This guide explains what to set up before your first YouTube upload, what you can leave for later, what settings beginners often miss, and how to launch your first video without creating a mess you have to fix afterwards.

The Short Answer

Before uploading your first YouTube video, set up your channel identity, profile picture, banner, handle, description, links, upload defaults, audience setting, comment moderation, and basic publishing checklist. Upload the video as private or unlisted first, review it, then publish or schedule it.

You do not need a perfect brand, expensive gear, a full website, or a complete content calendar. You do need enough structure that the first video does not look accidental.

The safest workflow is: set up the channel, prepare the video, upload privately, check everything, then publish.

Set Up the Channel Identity

Before uploading, make sure the public channel identity is not empty.

Minimum identity setup:

  • Channel name
  • Handle
  • Profile picture
  • Banner
  • Channel description
  • Relevant links

This does not need to look like a major media brand. It needs to tell a new viewer what the channel is about and why they should care.

Profile Picture

Your profile picture appears in comments, search, subscriptions, channel pages, and watch pages. It should be recognisable at small size.

Use:

  • A clear face for a personal creator channel
  • A simple logo for a business or brand channel
  • A high-contrast icon for a show or project

Avoid tiny text, busy photos, and detailed graphics that become unreadable on mobile.

Banner

The banner is not just decoration. It should quickly explain what the channel does.

A good beginner banner can include:

  • The channel name
  • A short promise
  • Upload rhythm if you know it
  • A simple visual style

Do not overdesign it. A clear sentence is often better than a beautiful but meaningless graphic.

Channel Description

Your channel description should make the channel understandable in plain English.

Include:

  • Who the channel is for
  • What topics you cover
  • What kind of videos viewers can expect
  • Why you are credible or useful
  • Where viewers can go next

Example structure:

This channel helps [audience] do [result] without [common problem]. Expect videos about [topic one], [topic two], and [topic three].

Links

Add only links that matter. You do not need to link every platform you have ever used.
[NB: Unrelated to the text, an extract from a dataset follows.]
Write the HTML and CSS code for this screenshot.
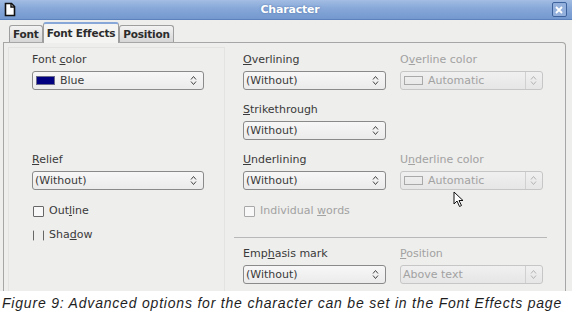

Useful first links include:

  • Website
  • Email list
  • Contact page
  • Shop or product page if already relevant
  • Important social profile

Do not send viewers to empty or inactive platforms. A link should help, not distract.

Decide the Channel Setup and Ownership

If the channel is only for you, a personal channel may be enough. If the channel belongs to a business, team, client, or long-term project, think carefully about ownership and access before uploading.

Before the first video, decide:

  • Who owns the channel?
  • Who can upload?
  • Who can publish?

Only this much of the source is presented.